Give me aid." I dropped my voice imploringly as I returned to the place from where I had started. I did not have the strength of mind or body to free her, but the Great Spirit did.
At the close of the first turn, a Delaware warrior joined me in the dance, and before I had got through the third verse a second time, many warriors were numbered in the dance's mazes. Thirty different songs rose up into the clear blue sky. On the third time around nearly forty men were stomping and twisting, wailing and shouting. Then, suddenly, with a wild cry which embodied all my rage, love, and heartbreak I struck my tomahawk deep into the post. The act announced to all that I had taken command of the expedition.
At that signal a hundred youths, who had hitherto been restrained by the diffidence of their years, rushed in a body on the painted emblem of their enemy, and tore it asunder, splinter by splinter, piece by piece, until nothing remained of the trunk but its roots in the earth.

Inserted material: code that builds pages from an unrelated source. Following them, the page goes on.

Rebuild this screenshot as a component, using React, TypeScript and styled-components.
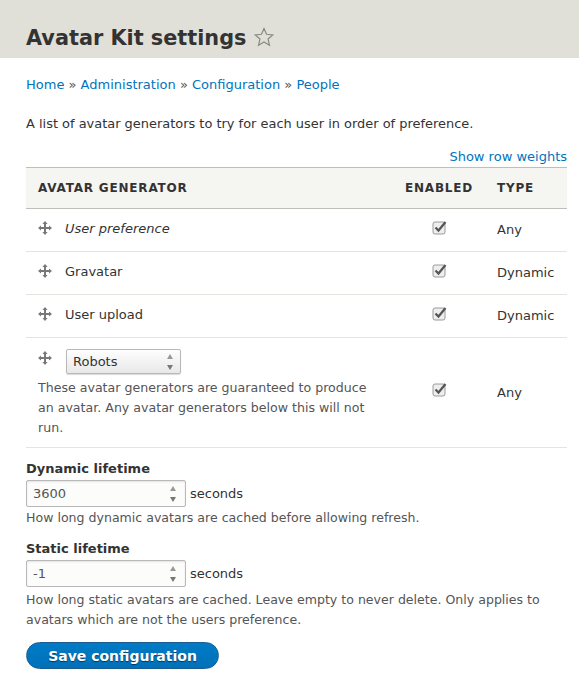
import React, { FC } from 'react';
import styled, { createGlobalStyle } from 'styled-components';

const GlobalStyle = createGlobalStyle`
  html, body {
    margin: 0;
    padding: 0;
    background: #fff;
  }
  body {
    font-family: "DejaVu Sans", sans-serif;
    font-size: 13px;
    line-height: 19px;
    color: #333;
  }
`;

const PageHeader = styled.header`
  display: flex;
  align-items: flex-end;
  height: 58px;
  box-sizing: border-box;
  padding: 0 26px 5px;
  background: #e0e0d8;
`;

const Title = styled.h1`
  margin: 0;
  font-size: 20.8px;
  line-height: 29px;
  font-weight: 700;
  color: #333;
`;

const StarIcon = styled.svg`
  width: 20px;
  height: 20px;
  margin: 0 0 6px 8px;
`;

const Main = styled.main`
  padding: 17px 12px 0 26px;
`;

const Crumbs = styled.nav`
  color: #555;
  height: 19px;
`;

const Link = styled.a`
  color: #0074bd;
  text-decoration: none;
`;

const Intro = styled.p`
  margin: 20px 0 0;
  font-size: 12.95px;
`;

const WeightToggle = styled.div`
  display: flex;
  justify-content: flex-end;
  margin-top: 14px;
  height: 20px;
`;

const Table = styled.table`
  width: 100%;
  border-collapse: collapse;
  table-layout: fixed;
`;

const HeadCell = styled.th<{ $center?: boolean; $w?: number }>`
  height: 41px;
  padding: 0 0 0 ${(p) => (p.$center ? 0 : 12)}px;
  background: #f5f5f2;
  border-top: 1px solid #bfbfba;
  border-bottom: 1px solid #bfbfba;
  font-size: 12px;
  letter-spacing: 0.8px;
  font-weight: 700;
  text-transform: uppercase;
  text-align: ${(p) => (p.$center ? 'center' : 'left')};
  width: ${(p) => (p.$w ? `${p.$w}px` : 'auto')};
  box-sizing: border-box;
`;

const Row = styled.tr`
  border-bottom: 1px solid #e6e4df;
`;

const Cell = styled.td<{ $raised?: boolean }>`
  height: 42px;
  box-sizing: content-box;
  padding: 0 0 0 12px;
  vertical-align: middle;
  & > span {
    position: relative;
    top: ${(p) => (p.$raised ? -1 : 0)}px;
  }
`;

const CheckCell = styled.td`
  padding: 0;
  text-align: center;
  vertical-align: middle;
`;

const Generator = styled.div`
  display: flex;
  align-items: center;
  gap: 13px;
  margin-top: -4px;
`;

const Name = styled.span<{ $italic?: boolean }>`
  font-style: ${(p) => (p.$italic ? 'italic' : 'normal')};
`;

const Stack = styled.div`
  padding: 0 0 9px;
`;

const SelectRow = styled.div`
  display: flex;
  align-items: flex-start;
  gap: 14px;
  padding-top: 11px;
  & > svg {
    margin-top: 2px;
  }
`;

const Note = styled.div`
  margin-top: 4px;
  font-size: 12.6px;
  color: #555;
  line-height: 20px;
  width: 345px;
`;

const FieldBox = styled.div<{ $w: number; $h: number; $select?: boolean }>`
  position: relative;
  display: flex;
  align-items: center;
  box-sizing: border-box;
  width: ${(p) => p.$w}px;
  height: ${(p) => p.$h}px;
  padding: 0 6px;
  border: 1px solid #b8b8b8;
  border-radius: 2px;
  background: ${(p) => (p.$select ? 'linear-gradient(#fefefe, #e8e8e8)' : '#fcfcfa')};
  box-shadow: ${(p) => (p.$select ? '0 1px 1px rgba(0,0,0,.15)' : 'inset 0 1px 2px rgba(0,0,0,.1)')};
  color: ${(p) => (p.$select ? '#333' : '#555')};
`;

const Arrows = styled.svg<{ $right: number }>`
  position: absolute;
  right: ${(p) => p.$right}px;
  top: 50%;
  width: 6px;
  height: 16px;
  transform: translateY(-50%);
`;

const Check = styled.svg`
  display: inline-block;
  width: 15px;
  height: 15px;
  vertical-align: middle;
  margin-top: -8px;
`;

const Field = styled.div`
  margin-top: 11px;
  &:first-of-type {
    margin-top: 12px;
  }
`;

const FieldLabel = styled.label`
  display: block;
  font-weight: 700;
  line-height: 20px;
`;

const InputLine = styled.div`
  display: flex;
  align-items: center;
  gap: 4px;
  margin-top: 1px;
`;

const Description = styled.div<{ $gap: number }>`
  margin-top: ${(p) => p.$gap}px;
  font-size: 12.57px;
  line-height: 20px;
  color: #555;
`;

const Save = styled.button`
  display: block;
  height: 27px;
  width: 193px;
  margin-top: 12px;
  padding: 0;
  border: 1px solid #1e5c90;
  border-radius: 14px;
  background: linear-gradient(#007bc6, #0071b8);
  color: #fff;
  font: 700 14px "DejaVu Sans", sans-serif;
  text-shadow: 0 1px 1px rgba(0, 0, 0, 0.5);
`;

const Move: FC = () => (
  <svg width="14" height="14" viewBox="0 0 14 14" fill="#787878">
    <path d="M7 0l2.6 3H8v3h3V4.4L14 7l-3 2.6V8H8v3h1.6L7 14l-2.6-3H6V8H3v1.6L0 7l3-2.6V6h3V3H4.4z" />
  </svg>
);

const CheckMark: FC = () => (
  <Check viewBox="0 0 15 15">
    <rect x="1" y="2" width="12" height="12" rx="2" fill="#eeeeee" stroke="#9a9a9a" />
    <path d="M3.5 7.5l3 3L13.5 2" fill="none" stroke="#555" strokeWidth="2.2" />
  </Check>
);

const Spinner: FC<{ right: number }> = ({ right }) => (
  <Arrows $right={right} viewBox="0 0 6 16">
    <path d="M3 0l3 5H0z" fill="#999" />
    <path d="M0 11h6l-3 5z" fill="#777" />
  </Arrows>
);

const rows = [
  { name: 'User preference', italic: true, type: 'Any' },
  { name: 'Gravatar', type: 'Dynamic' },
  { name: 'User upload', type: 'Dynamic' },
];

const App: FC = () => (
  <>
    <GlobalStyle />
    <PageHeader>
      <Title>Avatar Kit settings</Title>
      <StarIcon viewBox="0 0 20 20">
        <path
          d="M10 1.5l2.5 5.8 6.3.6-4.8 4.1 1.5 6.2L10 15l-5.5 3.2L6 12 1.2 7.9l6.3-.6z"
          fill="none"
          stroke="#8a8a80"
          strokeWidth="1.2"
        />
      </StarIcon>
    </PageHeader>
    <Main>
      <Crumbs>
        <Link href="#">Home</Link> » <Link href="#">Administration</Link> »{' '}
        <Link href="#">Configuration</Link> » <Link href="#">People</Link>
      </Crumbs>
      <Intro>A list of avatar generators to try for each user in order of preference.</Intro>
      <WeightToggle>
        <Link href="#">Show row weights</Link>
      </WeightToggle>
      <Table>
        <thead>
          <tr>
            <HeadCell>Avatar generator</HeadCell>
            <HeadCell $center $w={92}>Enabled</HeadCell>
            <HeadCell $w={82}>Type</HeadCell>
          </tr>
        </thead>
        <tbody>
          {rows.map((r) => (
            <Row key={r.name}>
              <Cell>
                <Generator>
                  <Move />
                  <Name $italic={r.italic}>{r.name}</Name>
                </Generator>
              </Cell>
              <CheckCell><CheckMark /></CheckCell>
              <Cell $raised><span>{r.type}</span></Cell>
            </Row>
          ))}
          <Row>
            <Cell>
              <Stack>
                <SelectRow>
                  <Move />
                  <FieldBox $w={115} $h={25} $select>
                    Robots
                    <Spinner right={7} />
                  </FieldBox>
                </SelectRow>
                <Note>
                  These avatar generators are guaranteed to produce an avatar. Any avatar generators below this will not run.
                </Note>
              </Stack>
            </Cell>
            <CheckCell><CheckMark /></CheckCell>
            <Cell><span>Any</span></Cell>
          </Row>
        </tbody>
      </Table>
      <Field>
        <FieldLabel>Dynamic lifetime</FieldLabel>
        <InputLine>
          <FieldBox $w={160} $h={27}>3600<Spinner right={9} /></FieldBox>
          seconds
        </InputLine>
        <Description $gap={1}>How long dynamic avatars are cached before allowing refresh.</Description>
      </Field>
      <Field>
        <FieldLabel>Static lifetime</FieldLabel>
        <InputLine>
          <FieldBox $w={160} $h={27}>-1<Spinner right={9} /></FieldBox>
          seconds
        </InputLine>
        <Description $gap={3}>
          How long static avatars are cached. Leave empty to never delete. Only applies to avatars which are not the users preference.
        </Description>
      </Field>
      <Save>Save configuration</Save>
    </Main>
  </>
);

export default App;
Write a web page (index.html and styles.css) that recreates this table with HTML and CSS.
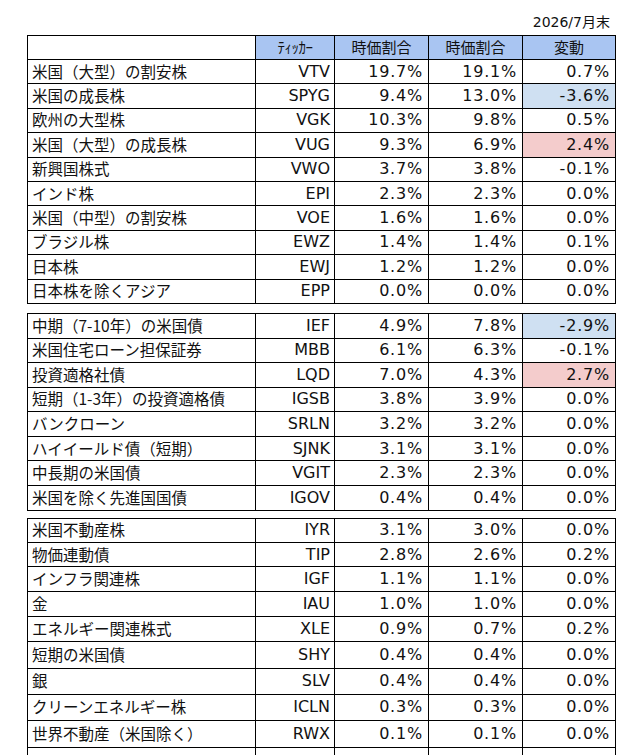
FILE: index.html
```html
<!DOCTYPE html>
<html lang="ja">
<head>
<meta charset="utf-8">
<title>2026/7月末</title>
<link rel="stylesheet" href="styles.css">
</head>
<body>
<div class="sheet">
  <div class="date">2026/7月末</div>

  <div class="block sec1">
    <div class="row head">
      <div class="cell blank"></div>
      <div class="cell hc tick-h">ﾃｨｯｶｰ</div>
      <div class="cell hc">時価割合</div>
      <div class="cell hc">時価割合</div>
      <div class="cell hc">変動</div>
    </div>
    <div class="row"><div class="cell name">米国（大型）の割安株</div><div class="cell tick">VTV</div><div class="cell num">19.7%</div><div class="cell num">19.1%</div><div class="cell num">0.7%</div></div>
    <div class="row"><div class="cell name">米国の成長株</div><div class="cell tick">SPYG</div><div class="cell num">9.4%</div><div class="cell num">13.0%</div><div class="cell num down">-3.6%</div></div>
    <div class="row"><div class="cell name">欧州の大型株</div><div class="cell tick">VGK</div><div class="cell num">10.3%</div><div class="cell num">9.8%</div><div class="cell num">0.5%</div></div>
    <div class="row"><div class="cell name">米国（大型）の成長株</div><div class="cell tick">VUG</div><div class="cell num">9.3%</div><div class="cell num">6.9%</div><div class="cell num up">2.4%</div></div>
    <div class="row"><div class="cell name">新興国株式</div><div class="cell tick">VWO</div><div class="cell num">3.7%</div><div class="cell num">3.8%</div><div class="cell num">-0.1%</div></div>
    <div class="row"><div class="cell name">インド株</div><div class="cell tick">EPI</div><div class="cell num">2.3%</div><div class="cell num">2.3%</div><div class="cell num">0.0%</div></div>
    <div class="row"><div class="cell name">米国（中型）の割安株</div><div class="cell tick">VOE</div><div class="cell num">1.6%</div><div class="cell num">1.6%</div><div class="cell num">0.0%</div></div>
    <div class="row"><div class="cell name">ブラジル株</div><div class="cell tick">EWZ</div><div class="cell num">1.4%</div><div class="cell num">1.4%</div><div class="cell num">0.1%</div></div>
    <div class="row"><div class="cell name">日本株</div><div class="cell tick">EWJ</div><div class="cell num">1.2%</div><div class="cell num">1.2%</div><div class="cell num">0.0%</div></div>
    <div class="row"><div class="cell name">日本株を除くアジア</div><div class="cell tick">EPP</div><div class="cell num">0.0%</div><div class="cell num">0.0%</div><div class="cell num">0.0%</div></div>
  </div>

  <div class="block sec2">
    <div class="row"><div class="cell name">中期（7-10年）の米国債</div><div class="cell tick">IEF</div><div class="cell num">4.9%</div><div class="cell num">7.8%</div><div class="cell num down">-2.9%</div></div>
    <div class="row"><div class="cell name">米国住宅ローン担保証券</div><div class="cell tick">MBB</div><div class="cell num">6.1%</div><div class="cell num">6.3%</div><div class="cell num">-0.1%</div></div>
    <div class="row"><div class="cell name">投資適格社債</div><div class="cell tick">LQD</div><div class="cell num">7.0%</div><div class="cell num">4.3%</div><div class="cell num up">2.7%</div></div>
    <div class="row"><div class="cell name">短期（1-3年）の投資適格債</div><div class="cell tick">IGSB</div><div class="cell num">3.8%</div><div class="cell num">3.9%</div><div class="cell num">0.0%</div></div>
    <div class="row"><div class="cell name">バンクローン</div><div class="cell tick">SRLN</div><div class="cell num">3.2%</div><div class="cell num">3.2%</div><div class="cell num">0.0%</div></div>
    <div class="row"><div class="cell name">ハイイールド債（短期）</div><div class="cell tick">SJNK</div><div class="cell num">3.1%</div><div class="cell num">3.1%</div><div class="cell num">0.0%</div></div>
    <div class="row"><div class="cell name">中長期の米国債</div><div class="cell tick">VGIT</div><div class="cell num">2.3%</div><div class="cell num">2.3%</div><div class="cell num">0.0%</div></div>
    <div class="row"><div class="cell name">米国を除く先進国国債</div><div class="cell tick">IGOV</div><div class="cell num">0.4%</div><div class="cell num">0.4%</div><div class="cell num">0.0%</div></div>
  </div>

  <div class="block sec3">
    <div class="row h24"><div class="cell name">米国不動産株</div><div class="cell tick">IYR</div><div class="cell num">3.1%</div><div class="cell num">3.0%</div><div class="cell num">0.0%</div></div>
    <div class="row h247"><div class="cell name">物価連動債</div><div class="cell tick">TIP</div><div class="cell num">2.8%</div><div class="cell num">2.6%</div><div class="cell num">0.2%</div></div>
    <div class="row h247"><div class="cell name">インフラ関連株</div><div class="cell tick">IGF</div><div class="cell num">1.1%</div><div class="cell num">1.1%</div><div class="cell num">0.0%</div></div>
    <div class="row h246"><div class="cell name">金</div><div class="cell tick">IAU</div><div class="cell num">1.0%</div><div class="cell num">1.0%</div><div class="cell num">0.0%</div></div>
    <div class="row h254"><div class="cell name">エネルギー関連株式</div><div class="cell tick">XLE</div><div class="cell num">0.9%</div><div class="cell num">0.7%</div><div class="cell num">0.2%</div></div>
    <div class="row h266"><div class="cell name">短期の米国債</div><div class="cell tick">SHY</div><div class="cell num">0.4%</div><div class="cell num">0.4%</div><div class="cell num">0.0%</div></div>
    <div class="row h26"><div class="cell name">銀</div><div class="cell tick">SLV</div><div class="cell num">0.4%</div><div class="cell num">0.4%</div><div class="cell num">0.0%</div></div>
    <div class="row h26"><div class="cell name">クリーンエネルギー株</div><div class="cell tick">ICLN</div><div class="cell num">0.3%</div><div class="cell num">0.3%</div><div class="cell num">0.0%</div></div>
    <div class="row h274"><div class="cell name">世界不動産（米国除く）</div><div class="cell tick">RWX</div><div class="cell num">0.1%</div><div class="cell num">0.1%</div><div class="cell num">0.0%</div></div>
    <div class="row h26"><div class="cell name"></div><div class="cell tick"></div><div class="cell num"></div><div class="cell num"></div><div class="cell num"></div></div>
  </div>
</div>
</body>
</html>
```

FILE: styles.css
```css
html, body {
  margin: 0;
  padding: 0;
  background: #ffffff;
}

body {
  font-family: "DejaVu Sans", "Noto Sans CJK JP", sans-serif;
  color: #111111;
  overflow: hidden;
}

.sheet {
  margin-left: 27px;
  width: 589px;
}

.date {
  box-sizing: border-box;
  height: 35px;
  padding-top: 12px;
  padding-right: 6px;
  line-height: 20px;
  text-align: right;
  font-size: 14px;
}

.block {
  border-top: 1px solid #000000;
  border-left: 1px solid #000000;
  width: 588px;
}

.sec2 { margin-top: 9px; }
.sec3 { margin-top: 7px; }

.row {
  display: grid;
  grid-template-columns: 228px 79px 94px 94px 93px;
  height: 24.4px;
}

.sec2 .row { height: 24.6px; }

.sec3 .row.h24 { height: 24px; }
.sec3 .row.h246 { height: 24.6px; }
.sec3 .row.h247 { height: 24.7px; }
.sec3 .row.h254 { height: 25.4px; }
.sec3 .row.h26 { height: 26px; }
.sec3 .row.h266 { height: 26.6px; }
.sec3 .row.h274 { height: 27.4px; }

.row.head { height: 24px; }

.cell {
  box-sizing: border-box;
  border-right: 1px solid #000000;
  border-bottom: 1px solid #000000;
  display: flex;
  align-items: center;
  white-space: nowrap;
  overflow: hidden;
  line-height: 16px;
}

.hc {
  justify-content: center;
  background: #a9c5f2;
  font-family: "Noto Sans CJK JP", sans-serif;
  font-size: 15px;
  padding-bottom: 1px;
}

.tick-h {
  letter-spacing: -0.5px;
}

.name {
  padding-left: 4px;
  padding-bottom: 2px;
  font-family: "Noto Sans CJK JP", sans-serif;
  font-size: 15.5px;
}

.tick {
  justify-content: flex-end;
  padding-right: 4px;
  font-size: 16px;
}

.num {
  justify-content: flex-end;
  padding-right: 5px;
  font-size: 16px;
  letter-spacing: 0.8px;
}

.down { background: #cfe0f2; }
.up { background: #f4cccc; }
```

As I had struck the blow, I moved out of the circle, and glanced up to the sun, which was just gaining its apex. I shut my eyes for a brief moment, then I opened them and pointed to the sky and crying as I did so, "The truce is ended!"
At those words the young men abandoned the chips of green wood and began preparing themselves and their families for the coming battle.
Some, those who had entered the lodge with me, were already armed and painted. These became as still as stone and remained that way til the order to move out was given. The women poured out of the lodges, with the songs of joy and those of lamentation, so strangely mingled, but their songs did not reach my ears and I did not appreciate the sweet voices, for none belonged to Cora.
I stood in the midst of the village watching all but not truly seeing. The women and the children, the precious stores and the food, the aged and the crippled, all disappeared into the forest which spread like an emerald carpet up the side of the mountain. Thither Tamenund also was taken. But my mind was elsewhere, running after a fleeing Huron who was always just out of my reach.